# How McDonald's Has Destroyed America, Part One.



## Rusty Shackleford

Did you ever wonder? Luckily for you, Rusty is here to wonder for you.

This is part one of a series I am writing just for you folks!

Part One: Diners.

 McDonalds has completely fucked this country. How you ask? It's quite simple. The great American diner. Opens at 5-6AM for the hungry folks heading to work in the morning. They would stop in, sit at the counter, have coffee and eggs, chat with the other locals, maybe read the sports section, and the waitress behind the counter knew everyone by name, and their regular order. Now? Nope. Now the American worker is sitting in a drivethru, waiting for a greasy sausage and fegg biscuit, to eat on the way to the job. The Diner was the American staple for so many years. Where are they now? Sure there are still plenty around, but are there regular customers anymore? Nope. Maybe a few, but not like it used to be. What other countries were run through by diners in all the towns? The Diner defined America and our way of life. A family owned business, and more often than not, relying on local product to feed the hungry citizens of the town. As diners go the way of bulk purchasing to keep up with McDonalds, the local producers aren't selling like they used to. 

You may be following where I'm going with this by now, but if not, stay tuned for the next installment.
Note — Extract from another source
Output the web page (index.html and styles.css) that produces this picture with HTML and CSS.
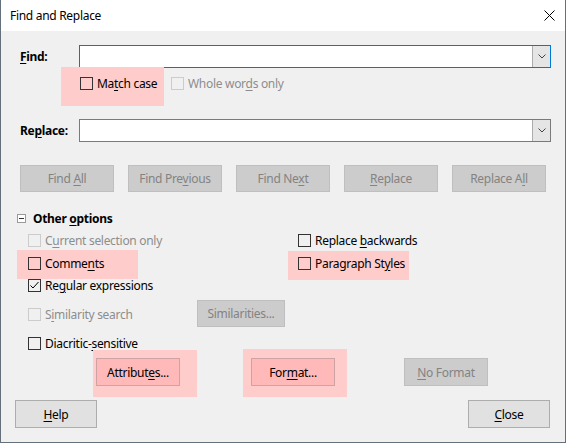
FILE: index.html
```html
<!DOCTYPE html>
<html>
<head>
<meta charset="utf-8">
<link rel="stylesheet" href="styles.css">
</head>
<body>
<div class="window">
  <div class="titlebar">
    <span class="title">Find and Replace</span>
    <svg class="close" width="11" height="11" viewBox="0 0 11 11"><path d="M0.5 0.5L10.5 10.5M10.5 0.5L0.5 10.5" stroke="#000" stroke-width="1" fill="none"/></svg>
  </div>
  <div class="content">
    <div class="field-row">
      <span class="field-label"><u>F</u>ind:</span>
      <div class="combo focused"><div class="combo-btn"><svg width="8" height="5" viewBox="0 0 8 5"><path d="M0.5 0.5L4 4L7.5 0.5" stroke="#444" fill="none"/></svg></div></div>
    </div>
    <div class="match-row">
      <div class="hl hl-match"><span class="chk"><span class="box"></span><span>Ma<u>t</u>ch case</span></span></div>
      <div class="whole"><span class="chk disabled"><span class="box"></span><span>Whole wor<u>d</u>s only</span></span></div>
    </div>
    <div class="field-row replace-row">
      <span class="field-label">Re<u>p</u>lace:</span>
      <div class="combo"><div class="combo-btn"><svg width="8" height="5" viewBox="0 0 8 5"><path d="M0.5 0.5L4 4L7.5 0.5" stroke="#444" fill="none"/></svg></div></div>
    </div>
    <div class="btn-row">
      <span class="btn disabled"><span>Find <u>A</u>ll</span></span>
      <span class="btn disabled"><span>Find Pre<u>v</u>ious</span></span>
      <span class="btn disabled"><span>Find Ne<u>x</u>t</span></span>
      <span class="btn disabled"><span><u>R</u>eplace</span></span>
      <span class="btn disabled"><span>Replace A<u>l</u>l</span></span>
    </div>
    <div class="section-head"><span class="minus"></span><span>Other <u>o</u>ptions</span></div>
    <div class="options">
      <div class="cell r1"><span class="chk disabled"><span class="box"></span><span>C<u>u</u>rrent selection only</span></span></div>
      <div class="cell r1"><span class="chk"><span class="box"></span><span>Replace <u>b</u>ackwards</span></span></div>
      <div class="hl hl-comments"><span class="chk"><span class="box"></span><span>Comme<u>n</u>ts</span></span></div>
      <div class="hl hl-para"><span class="chk"><span class="box"></span><span>Paragraph St<u>y</u>les</span></span></div>
      <div class="cell r3"><span class="chk"><span class="box checked"><svg width="11" height="11" viewBox="0 0 11 11"><path d="M1.5 5.5L4 8L9.5 2" stroke="#000" fill="none"/></svg></span><span>Re<u>g</u>ular expressions</span></span></div>
      <div class="cell r3"></div>
      <div class="cell r4 sim">
        <span class="chk disabled"><span class="box"></span><span>S<u>i</u>milarity search</span></span>
        <span class="btn disabled sim-btn"><span>Similarities...</span></span>
      </div>
      <div class="cell r4"></div>
      <div class="cell r5"><span class="chk"><span class="box"></span><span>Diacritic-<u>s</u>ensitive</span></span></div>
      <div class="cell r5"></div>
    </div>
    <div class="fmt-row">
      <div class="hl hl-attr"><span class="btn pink"><span>Attribut<u>e</u>s...</span></span></div>
      <div class="hl hl-format"><span class="btn pink fmt-btn"><span>For<u>m</u>at...</span></span></div>
      <span class="btn disabled nofmt"><span><u>N</u>o Format</span></span>
    </div>
    <div class="footer">
      <span class="btn enabled"><span><u>H</u>elp</span></span>
      <span class="btn enabled"><span><u>C</u>lose</span></span>
    </div>
  </div>
</div>
</body>
</html>
```
FILE: styles.css
```css
html, body {
  margin: 0;
  background: #f0f0f0;
}
.window {
  width: 566px;
  height: 443px;
  box-sizing: border-box;
  border: 1px solid #64707c;
  border-top: 0;
  background: #f0f0f0;
  font-family: "Noto Sans", "DejaVu Sans", sans-serif;
  font-size: 12px;
  letter-spacing: -0.3px;
  color: #000;
  display: flex;
  flex-direction: column;
  overflow: hidden;
}
u {
  text-decoration-thickness: 1px;
  text-underline-offset: 2px;
}
.titlebar {
  height: 31px;
  flex: none;
  background: #fff;
  display: flex;
  align-items: center;
  justify-content: space-between;
  padding: 0 10px 0 9px;
}
.content {
  padding: 14px 14px 0 19px;
}
.field-row {
  display: flex;
  align-items: center;
  height: 23px;
}
.replace-row {
  margin-top: 13px;
}
.field-label {
  width: 59px;
  flex: none;
  font-weight: bold;
}
.combo {
  flex: 1;
  height: 23px;
  box-sizing: border-box;
  border: 1px solid #7a7a7a;
  background: #fff;
  display: flex;
  justify-content: flex-end;
}
.combo.focused {
  border-color: #0078d7;
}
.combo-btn {
  width: 17px;
  background: #e5e5e5;
  border-left: 1px solid #adadad;
  display: flex;
  align-items: center;
  justify-content: center;
}
.match-row {
  display: flex;
  height: 38px;
  margin-left: 41px;
}
.hl {
  background: #ffcccc;
  box-sizing: border-box;
}
.hl-match {
  width: 103px;
  height: 39px;
  margin-top: -1px;
  padding: 10px 0 0 19px;
}
.whole {
  margin-left: 7px;
  padding-top: 9px;
}
.chk {
  display: flex;
  align-items: center;
  height: 13px;
  line-height: 13px;
  white-space: nowrap;
}
.box {
  width: 13px;
  height: 13px;
  box-sizing: border-box;
  border: 1px solid #333;
  margin-right: 4px;
  flex: none;
  display: flex;
  align-items: center;
  justify-content: center;
}
.chk.disabled {
  color: #8d8d8d;
}
.chk.disabled .box {
  border-color: #cccccc;
}
.btn-row {
  display: flex;
  gap: 14px;
  margin-top: 23px;
}
.btn {
  display: flex;
  align-items: center;
  justify-content: center;
  box-sizing: border-box;
  height: 28px;
  border: 1px solid #adadad;
  background: #e1e1e1;
  white-space: nowrap;
}
.btn-row .btn {
  width: 94px;
  height: 27px;
}
.btn.disabled {
  background: #cccccc;
  border-color: #bfbfbf;
  color: #838383;
}
.btn.pink {
  background: #ffb9b9;
  border-color: #cfa3a3;
  width: 84px;
}
.fmt-btn {
  width: 83px;
}
.section-head {
  display: flex;
  align-items: center;
  height: 16px;
  margin-top: 18px;
  margin-left: -3px;
  font-weight: bold;
}
.minus {
  width: 9px;
  height: 9px;
  box-sizing: border-box;
  border: 1px solid #9a9a9a;
  margin-right: 7px;
  position: relative;
  background: #fff;
}
.minus::after {
  content: "";
  position: absolute;
  left: 1px;
  right: 1px;
  top: 3px;
  height: 1px;
  background: #333;
}
.options {
  display: grid;
  grid-template-columns: 270px 1fr;
  grid-template-rows: 24px 29px 21px 27px 23px;
  margin-left: 8px;
}
.cell {
  align-self: start;
}
.r1 {
  margin-top: 8px;
}
.r5 {
  margin-top: 10px;
}
.hl-comments {
  margin-left: -11px;
  width: 121px;
  height: 29px;
  padding: 7px 0 0 11px;
}
.hl-para {
  margin-left: -10px;
  margin-top: 1px;
  width: 121px;
  height: 29px;
  padding: 6px 0 0 10px;
}
.sim {
  display: grid;
  grid-template-columns: 169px 88px;
  align-items: start;
}
.sim .chk {
  margin-top: 8px;
}
.sim-btn {
  height: 27px;
}
.fmt-row {
  display: flex;
  align-items: flex-start;
  height: 47px;
}
.hl-attr {
  margin-left: 73px;
  width: 104px;
  height: 47px;
  padding: 8px 0 0 3px;
}
.hl-format {
  margin-left: 46px;
  margin-top: -1px;
  width: 104px;
  height: 48px;
  padding: 9px 0 0 8px;
}
.nofmt {
  margin-left: 57px;
  margin-top: 8px;
  width: 84px;
}
.footer {
  display: flex;
  justify-content: space-between;
  margin: 3px 1px 0 -5px;
}
.footer .btn {
  width: 82px;
}
```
~Your ever-vigilant watchman,  Rusty Shackleford


----------



## Trakternut

Ya  know, Rusty, them old diners were a community of themselves.  You had folks who came in regularly, just like a shift at a plant.  6 AM might be Mike, Bob, and, Richard who sat at "their" table.  6:20, Mark and Bill came to the counter, and so forth through the day.
  I remember one place here where a certain customer never varied his breakfast. The cooks could see out through the windows and when his car pulled up, his breakfast was on the grill. He'd barely get halfway through his first cup of coffee and here it came, toast the way he  liked it, eggs, all that.  Yup! Diners are the best!


----------



## snow dog

I quit visiting McDonalds when they started employing cashiers, who's English is their second language and they are not very good at speaking and less at counting.


----------



## AAUTOFAB1

I havent eaten at a Mcdonalds in a very long time(1-2 years)like most fast food,its not that good,and its never to late to support your local dinner.


----------



## Rusty Shackleford

Trakternut said:


> Ya know, Rusty, them old diners were a community of themselves. You had folks who came in regularly, just like a shift at a plant. 6 AM might be Mike, Bob, and, Richard who sat at "their" table. 6:20, Mark and Bill came to the counter, and so forth through the day.
> I remember one place here where a certain customer never varied his breakfast. The cooks could see out through the windows and when his car pulled up, his breakfast was on the grill. He'd barely get halfway through his first cup of coffee and here it came, toast the way he liked it, eggs, all that. Yup! Diners are the best!


 

Don't ya miss that? Even when I grew up, there was little diners, you would always see most of the same cars in the parking lot at the same time each day. Gone now.


----------



## JackieBlue

We still have quite a few diners here and they're open 24 hours.  Packed with customers all the time, especially on the weekend mornings.  What I miss is the look of the old time diners.  Some still look like this, but very few.


----------



## EastTexFrank

I haven't been in a McDonald's for a long, long time.  I mean probably 5 years and that was a "one off" visit with the grandkids.  No, the Golden Arches don't make a whole lot of money off me.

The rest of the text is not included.